The professor smiled. “I’m tougher than you think.”
“Sure,” Bill said. “Sure you are. But you’ve got to take care of yourself.”
“I shall.”
“You’ve got to eat,” Bill said.
“Yes, William.” The professor grinned at the others and ate his apricots.
Jay saw that Bill was genuinely worried about him. He thought probably the change in altitude had affected the professor. He hoped it wasn’t anything serious.
They talked mostly about gorillas during dinner. Everyone was very excited about them. Mr. Palmer wanted to know how many porters Cable planned to keep to carry the gorillas into camp.
“Fifty,” Lew Cable said.
“That should be enough to carry an army,” Bill said.
“Very thick forest,” Mr. Palmer said. “Frightfully difficult to carry things through it
.”
Bill asked, “Could we drive the gorillas towards camp before we shot them?”
“I shouldn’t like to try it.”
“Let the porters drive them,” Lew Cable suggested.
“Not quite sporting, do you think?” Mr. Palmer said.
“I don’t believe gorillas drive,” said the professor.
The Totos carried off the plates. The porters huddled around their fires, wrapped in blankets, the steady drone of their voices carrying to the tent. Smoke from the fires hung in a cloud over the clearing. The cloud was pink from the light of the fires.
“Where do you shoot a gorilla?” Jay asked.
“In the head, I should imagine,” said Mr. Palmer.
“Yes,” the professor said. “We must try for the head. If we break one of the big arteries in the body we won’t be able to embalm him.”
“That means getting very close,” Bill said.
“Quite,” Mr. Palmer said.
“Is there any danger of one biting us? If we have to come so close?”
Mr. Palmer looked at him curiously through his blue sharpshooter’s eyes. “Don’t know,” he said. “Something certainly bit our black friend.”
“But a well-placed shot would stop a gorilla, wouldn’t it?”
“Stop anything. Stop an elephant.” Mr.
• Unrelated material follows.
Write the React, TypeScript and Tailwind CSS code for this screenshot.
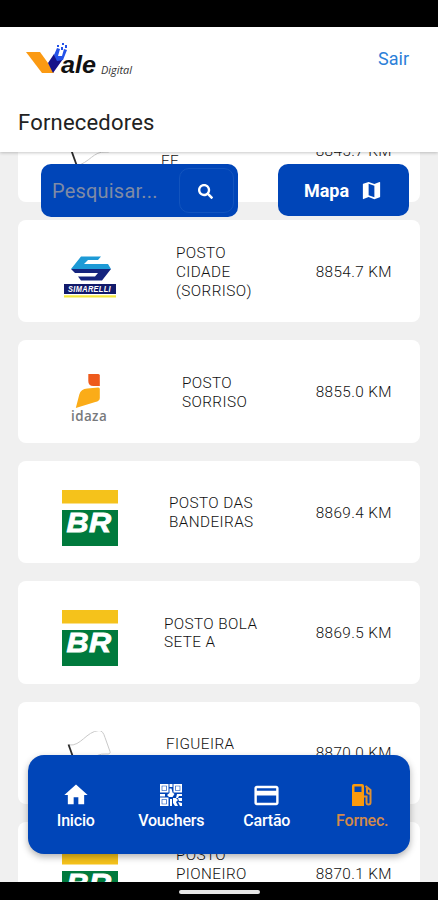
import React from "react";
import { MdHome, MdMap } from "react-icons/md";
import { FaSearch } from "react-icons/fa";

type Brand = "flag" | "simarelli" | "idaza" | "br";

function BrLogo() {
  return (
    <svg viewBox="0 0 56 56" className="h-[56px] w-[56px]">
      <rect width="56" height="13.5" fill="#f5c21b" />
      <rect y="20" width="56" height="36" fill="#007a3d" />
      <text x="4.5" y="41.5" fontFamily="Liberation Sans, sans-serif" fontWeight="700" fontStyle="italic" fontSize="28" textLength="45" lengthAdjust="spacingAndGlyphs" fill="#fff" stroke="#fff" strokeWidth="0.9">BR</text>
    </svg>
  );
}

function SimarelliLogo() {
  return (
    <svg viewBox="0 0 52 42" className="h-[42px] w-[52px]">
      <path d="M17 0.500h20l-3 3.500H24l-4 4h24l3 5H7z" fill="#1d9ad6" />
      <path d="M7 13h40L38 24.500H17l-3-4h17l3-3.500H11z" fill="#15247e" />
      <rect y="28" width="52" height="10" fill="#121a6b" />
      <text x="4" y="36.2" fontFamily="Liberation Sans, sans-serif" fontWeight="700" fontStyle="italic" fontSize="9" textLength="43" lengthAdjust="spacingAndGlyphs" fill="#fff">SIMARELLI</text>
      <rect y="39.3" width="52" height="2.2" fill="#f4e73a" />
    </svg>
  );
}

function IdazaLogo() {
  return (
    <svg viewBox="0.7 0 38 48" className="h-[48px] w-[38px]">
      <path d="M18 0h10q1.500 0 1.500 1.500V12H23q-5 0-5-5z" fill="#ee5a1c" />
      <path d="M5.500 34 9 20.500Q10.500 15 17 14.500L28 13.500q1.500 0 1.500 1.500V24q0 3-4.500 4z" fill="#fbac18" />
      <text x="0.8" y="46.5" fontFamily="Open Sans, sans-serif" fontWeight="600" fontSize="13.5" textLength="36" lengthAdjust="spacingAndGlyphs" fill="#77797c">idaza</text>
    </svg>
  );
}

function FlagLogo() {
  return (
    <svg viewBox="0.5 1.5 50 56" className="h-[56px] w-[50px]" fill="none">
      <path d="M4.500 15.500C16.500 17 21.500 2 34.500 1Q38.500 1 40.500 8L45.500 22Q46.500 25 41.500 24.500C28.500 23.500 26 35 10.500 39" stroke="#c9c9c9" strokeWidth="1" />
      <path d="M4 15 18 54" stroke="#2b2b2b" strokeWidth="1.800" />
    </svg>
  );
}

const suppliers: { brand: Brand; name: string[]; left: string; km: string }[] = [
  { brand: "flag", name: ["SANTA", "FE"], left: "pl-[143px]", km: "8845.7 KM" },
  { brand: "simarelli", name: ["POSTO", "CIDADE", "(SORRISO)"], left: "pl-[158px]", km: "8854.7 KM" },
  { brand: "idaza", name: ["POSTO", "SORRISO"], left: "pl-[164px]", km: "8855.0 KM" },
  { brand: "br", name: ["POSTO DAS", "BANDEIRAS"], left: "pl-[151px]", km: "8869.4 KM" },
  { brand: "br", name: ["POSTO BOLA", "SETE A"], left: "pl-[146px]", km: "8869.5 KM" },
  { brand: "flag", name: ["FIGUEIRA", "POSTO"], left: "pl-[148px]", km: "8870.0 KM" },
  { brand: "br", name: ["POSTO", "PIONEIRO", "II"], left: "pl-[158px]", km: "8870.1 KM" },
];

function BrandLogo({ brand }: { brand: Brand }) {
  if (brand === "br") return <BrLogo />;
  if (brand === "simarelli") return <SimarelliLogo />;
  if (brand === "idaza") return <IdazaLogo />;
  return <FlagLogo />;
}

function SupplierCard({ brand, name, left, km }: (typeof suppliers)[number]) {
  return (
    <li className="grid h-[102.4px] shrink-0 grid-cols-[1fr_auto] items-center rounded-lg bg-white pr-[28px]">
      <div className="col-start-1 row-start-1 flex w-[143px] items-center justify-center pt-[12px]">
        <BrandLogo brand={brand} />
      </div>
      <div className={"col-start-1 row-start-1 pt-[2px] " + left}>
        {name.map((line) => (
          <div key={line} className="whitespace-nowrap">{line}</div>
        ))}
      </div>
      <div className="col-start-2 row-start-1 pt-[2px] whitespace-nowrap">{km}</div>
    </li>
  );
}

function ValeLogo() {
  return (
    <svg viewBox="0 0 110 36" className="h-[36px] w-[110px]">
      <path d="M0 9h14l8 11 6 10H16z" fill="#fb9a13" />
      <path d="m22 20 6-9 3 4 6 1-10 14z" fill="#16128a" />
      <path d="m28 12 3-7 3 1-2 7h4l2-7 3 1-4 10-6 1z" fill="#2452e8" />
      <path d="M31 2h2v2h-2zM35 4h2v3h-2zM36 0h2v2h-2zM39 2h2v3h-2z" fill="#2452e8" />
      <text x="35" y="30" fontFamily="Liberation Sans, sans-serif" fontWeight="700" fontStyle="italic" fontSize="24" textLength="35" lengthAdjust="spacingAndGlyphs" fill="#111">ale</text>
      <text x="75" y="30.5" fontFamily="Open Sans, sans-serif" fontStyle="italic" fontSize="10.5" textLength="31" lengthAdjust="spacingAndGlyphs" fill="#333">Digital</text>
    </svg>
  );
}

function QrIcon() {
  return (
    <svg viewBox="0 0 22 22" className="h-[22px] w-[22px]" fill="currentColor">
      <path fillRule="evenodd" d="M0 0h8.500v8.500H0zM1.700 1.700v5.100h5.100V1.700zM13.500 0H22v8.500h-8.500zM15.200 1.700v5.100h5.100V1.700zM0 13.500h8.500V22H0zM1.700 15.200v5.100h5.100v-5.100z" />
      <path d="M2.300 2.300h3.900v3.900H2.300zM15.800 2.300h3.900v3.900h-3.900zM2.300 15.800h3.900v3.900H2.300z" />
      <path d="M9.500 0h3v3h-3zM9.500 4.500h2l1 4 2 1.500-2 3H9L7 11l2.500-2zM0 10h5v2.500H0zM17 10h5v2h-3l-1 2h-2zM13 14h3l2 2-2 2 2 4h-3l-2-3zM10 15h2v7h-2zM18 14h4v3h-3zM18 18l4 1v3h-2z" />
    </svg>
  );
}

function CardIcon() {
  return (
    <svg viewBox="0 0 24 24" className="h-[29px] w-[29px]" fill="currentColor">
      <path d="M20 4H4c-1.110 0-2 .89-2 2v12c0 1.110.89 2 2 2h16c1.110 0 2-.89 2-2V6c0-1.110-.89-2-2-2m0 14H4v-6h16zm0-10H4V6h16z" />
    </svg>
  );
}

function FuelIcon() {
  return (
    <svg viewBox="0 0 20 22" className="h-[22px] w-[20px]">
      <path fillRule="evenodd" d="M2 0h8q2 0 2 2v20H0V2q0-2 2-2m.500 2.500v5.500h7V2.500z" fill="#fb9a0b" />
      <path d="m13.500 2 5 4v12.500q0 2-2 2t-2-2v-6H12M15 4v4q0 1.800 3 1.800" fill="none" stroke="#dd9032" strokeWidth="2" />
    </svg>
  );
}

const tabs = [
  { label: "Inicio", icon: <MdHome className="size-[28px]" /> },
  { label: "Vouchers", icon: <QrIcon /> },
  { label: "Cartão", icon: <CardIcon /> },
  { label: "Fornec.", icon: <FuelIcon />, active: true },
];

export default function App() {
  return (
    <div className="relative flex h-[900px] w-[438px] flex-col overflow-hidden bg-[#f0f0f0] font-['Roboto','Liberation_Sans',sans-serif]">
      <div className="h-[27px] shrink-0 bg-black" />
      <header className="z-10 h-[125px] shrink-0 bg-white shadow-[0_1px_3px_rgba(0,0,0,0.22)]">
        <div className="flex h-[64px] items-center justify-between pr-[29px] pl-[26px]">
          <div className="pt-[3px]">
            <ValeLogo />
          </div>
          <button className="text-[18px] leading-6 text-[#2b80d8]">Sair</button>
        </div>
        <h1 className="px-[18px] pt-[17px] text-[22px] leading-[30px] tracking-[0.2px] text-[#222]">Fornecedores</h1>
      </header>
      <main className="min-h-0 flex-1 overflow-hidden px-[18px]">
        <ul className="-mt-[52.400px] flex flex-col gap-[18px] text-[15.300px] leading-[18.700px] font-light tracking-[0.400px] text-[#111]">
          {suppliers.map((s) => (
            <SupplierCard key={s.km} {...s} />
          ))}
        </ul>
      </main>
      <div className="absolute top-[164px] left-[41px] flex h-[53px] w-[197px] items-center justify-between rounded-[10px] bg-[#0045b8] pr-[4px] pl-[11px]">
        <span className="text-[20px] tracking-[0.2px] text-[#7f8ba5]">Pesquisar...</span>
        <button className="flex h-[45px] w-[55px] items-center justify-center rounded-[10px] border border-[#1254be] pt-[2px] pr-[3px] text-white">
          <FaSearch className="size-[15px]" />
        </button>
      </div>
      <button className="absolute top-[164px] left-[278px] flex h-[52px] w-[131px] items-center justify-center gap-[11px] rounded-[10px] bg-[#0045b8] text-[18px] font-bold text-white">
        Mapa
        <MdMap className="size-[23px]" />
      </button>
      <nav className="absolute top-[755px] left-[28px] grid h-[99px] w-[382px] grid-cols-4 rounded-[16px] bg-[#0045b8] shadow-[0_3px_7px_rgba(0,0,0,0.3)]">
        {tabs.map((tab) => (
          <button key={tab.label} className={"flex flex-col items-center pt-[24px] text-[16px] leading-5 font-medium tracking-[-0.2px] " + (tab.active ? "text-[#d28a4b]" : "text-white")}>
            <span className="flex h-[32px] items-center">{tab.icon}</span>
            {tab.label}
          </button>
        ))}
      </nav>
      <footer className="z-10 flex h-[18px] shrink-0 justify-center bg-black pt-[8px]">
        <div className="h-[4px] w-[81px] rounded-full bg-[#e6e6e6]" />
      </footer>
    </div>
  );
}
Palmer’s eyes were reflective. He was studying Bill. “Difficult, though, to obtain a shot in heavy brush.”
“I hope it doesn’t develop into a hand-to-hand combat,” Bill said.
Jay said, “It’s just as well I’m staying in camp.”
Bill noticed they were looking at him. “I’m not scared,” he said, “I just don’t want Prof to get in a melee.”
“It won’t come to that,” Mr. Palmer said.
Bill had turned red. “I’m only scared of lions.”
“I’m sure the lions feel the same way, William,” the professor said.
“Yes,” Mr. Palmer said.
The hunter was smiling at the professor. Jay could see he liked him. If Mr. Palmer judged people by their guts, Jay thought, the professor was one he could be sure about. He was really brave, with the absolute bravery of some peaceful people. He lived in a world where personal considerations such as pride and lust and hatred and cowardice were absent. He loved the truth with a fine impersonal love. He was the way, Jay thought, Audubon and Thoreau and Galileo and Thomas More and Archimedes must have been. While the professor was being killed by a gorilla, he would be wondering if the animal’s molars were marked with the same cusps as man’s.